Catching Fire Chapter 21 Quotes

Catching Fire Chapter 21 Quotes

How we cite the quotes:
(Chapter.Paragraph)

Quote 1

Although my instinct is to run directly away from it, I realize Finnick is moving at a diagonal down the hill. He's trying to keep a distance from the gas while steering us toward the water that surrounds the Cornucopia. Yes, water, I think as the acid droplets bore deeper into me. Now I'm so thankful I didn't kill Finnick, because how would I have gotten Peeta out of here alive? (21.14)

Here Katniss admires Finnick for his basic survival skills, not his beauty or sex appeal. Katniss is a great asset to have on your side in the arena, but so is Finnick. Neither is perfect, and each of them needs the other in order to survive a little while longer.

Quote 2

A terrible impulse to flee, to abandon Peeta and save myself, shoots through me. [...] I remember how I did just this when the mutations appeared in the last Games. [...] But this time, I trap my terror, push it down, and stay by his side. This time my survival isn't the goal. Peeta's is. (21.6)

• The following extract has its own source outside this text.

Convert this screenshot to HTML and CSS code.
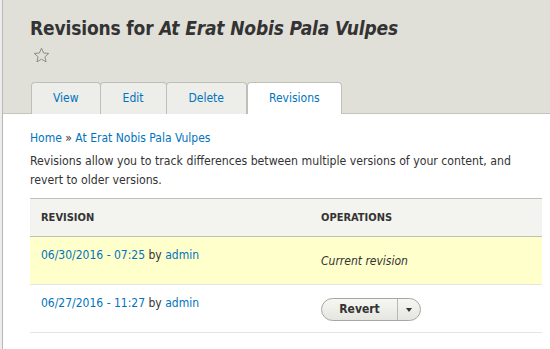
FILE: index.html
```html
<!DOCTYPE html>
<html lang="en">
<head>
    <meta charset="UTF-8">
    <meta name="viewport" content="width=device-width, initial-scale=1.0">
    <title>Revisions for At Erat Nobis Pala Vulpes</title>
    <link rel="stylesheet" href="styles.css">
</head>
<body>
<div class="page">

    <header class="page-header">
        <h1>Revisions for <em>At Erat Nobis Pala Vulpes</em></h1>
        <div class="shortcut">
            <svg width="17" height="17" viewBox="0 0 17 17">
                <path d="M8.5 1.2 L10.6 6 L15.8 6.4 L11.9 9.8 L13.1 14.9 L8.5 12.2 L3.9 14.9 L5.1 9.8 L1.2 6.4 L6.4 6 Z" fill="none" stroke="#8e8e82" stroke-width="1" stroke-linejoin="round"/>
            </svg>
        </div>
        <ul class="tabs">
            <li><a href="#">View</a></li>
            <li><a href="#">Edit</a></li>
            <li><a href="#">Delete</a></li>
            <li class="active"><a href="#">Revisions</a></li>
        </ul>
    </header>

    <main class="content">
        <div class="breadcrumb"><a href="#">Home</a> » <a href="#">At Erat Nobis Pala Vulpes</a></div>
        <p class="help">Revisions allow you to track differences between multiple versions of your content, and revert to older versions.</p>

        <table class="revisions">
            <thead>
                <tr>
                    <th class="col-rev">Revision</th>
                    <th>Operations</th>
                </tr>
            </thead>
            <tbody>
                <tr class="current">
                    <td class="col-rev"><a href="#">06/30/2016 - 07:25</a> by <a href="#">admin</a></td>
                    <td class="ops"><em>Current revision</em></td>
                </tr>
                <tr>
                    <td class="col-rev"><a href="#">06/27/2016 - 11:27</a> by <a href="#">admin</a></td>
                    <td class="ops">
                        <div class="dropbutton">
                            <span class="drop-main">Revert</span>
                            <span class="drop-toggle"><span class="caret"></span></span>
                        </div>
                    </td>
                </tr>
            </tbody>
        </table>
    </main>

</div>
</body>
</html>
```

FILE: styles.css
```css
body {
    margin: 0;
    font-family: "DejaVu Sans Condensed", "DejaVu Sans", sans-serif;
    font-size: 12px;
    color: #333;
    background-color: #ececec;
}

a {
    color: #0074bd;
    text-decoration: none;
}

.page {
    margin-left: 2px;
    min-height: 349px;
    border-left: 1px solid #b8b8b8;
    background-color: #fff;
}

.page-header {
    background-color: #e0e0d8;
    padding: 16px 0 0 27px;
    border-bottom: 1px solid #c4c4bc;
}

h1 {
    margin: 0;
    font-size: 19px;
    line-height: 24px;
    font-weight: bold;
    letter-spacing: -0.15px;
    color: #333;
}

.shortcut {
    margin: 7px 0 0 3px;
    height: 17px;
}

.tabs {
    display: flex;
    list-style: none;
    margin: 18px 0 -1px 0;
    padding: 0 0 0 1px;
}

.tabs li {
    background-color: #ededea;
    border: 1px solid #bfbfba;
    border-bottom: none;
    border-radius: 4px 4px 0 0;
    margin-right: -1px;
}

.tabs li a {
    display: block;
    padding: 0 22px;
    line-height: 31px;
    font-size: 12px;
}

.tabs li:first-child a {
    padding: 0 21px;
}

.tabs li.active {
    background-color: #fff;
    margin-left: 1px;
}

.tabs li.active a {
    padding: 0 21px;
}

.content {
    padding: 15px 8px 16px 27px;
}

.breadcrumb {
    line-height: 18px;
}

.help {
    margin: 5px 20px 8px 0;
    font-size: 12.2px;
    line-height: 19px;
}

.revisions {
    width: 100%;
    border-collapse: collapse;
}

.revisions th {
    text-align: left;
    text-transform: uppercase;
    font-size: 11px;
    font-weight: bold;
    background-color: #f3f3ef;
    border-top: 1px solid #bfbfba;
    border-bottom: 1px solid #bfbfba;
    padding: 0 11px;
    height: 37px;
}

.revisions td {
    vertical-align: top;
    padding: 9px 11px 0 11px;
    line-height: 18px;
    border-bottom: 1px solid #e6e4df;
}

.revisions .col-rev {
    width: 258px;
}

.revisions td.ops {
    padding-top: 13px;
    padding-bottom: 11px;
    line-height: 23px;
}

.revisions tr.current td {
    background-color: #ffffcc;
}

.dropbutton {
    display: inline-flex;
    vertical-align: top;
    height: 21px;
    border: 1px solid #a6a6a6;
    border-radius: 12px;
    background: linear-gradient(#f6f6f3, #e6e6e0);
    font-weight: bold;
    line-height: 21px;
}

.drop-main {
    width: 75px;
    text-align: center;
    border-right: 1px solid #b8b8b8;
}

.drop-toggle {
    width: 22px;
    display: flex;
    align-items: center;
    justify-content: center;
}

.caret {
    width: 0;
    height: 0;
    border-left: 3px solid transparent;
    border-right: 3px solid transparent;
    border-top: 4px solid #333;
}
```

In this instance loyalty trumps that other virtue, courage. Katniss could go out by herself and survive. That's her basic human instinct, which she deems a "terrible impulse." Deep down, her gut feeling is going to be to try to survive. Here, though, her loyalty is stronger than that. She owes Peeta and she's committed to him. That feeling is enough to get her to stay, to work for the survival of another person instead of herself.

Quote 3

I still don't understand what happened there. Why he [Finnick] essentially abandoned her [Mags] to carry Peeta. Why she not only didn't question it, but ran straight to her death without a moment's hesitation. Was it because she was so old that her days were numbered, anyway? [...] The haggard look on Finnick's face tells me that now is not the moment to ask. (21.32)

As the Quarter Quell goes on, some of the players' actions don't seem to jive with typical competitive behavior. Finnick should have stuck with his ally Mags, but he didn't. Instead, he saved Peeta, when by all rights he could have refused to. And why did Mags give up her life "without a moment's hesitation"? In the previous Games, tributes were definitely not so willing to sacrifice themselves. This is a hint that something else is going on. The competitors seem to be following a new set of rules.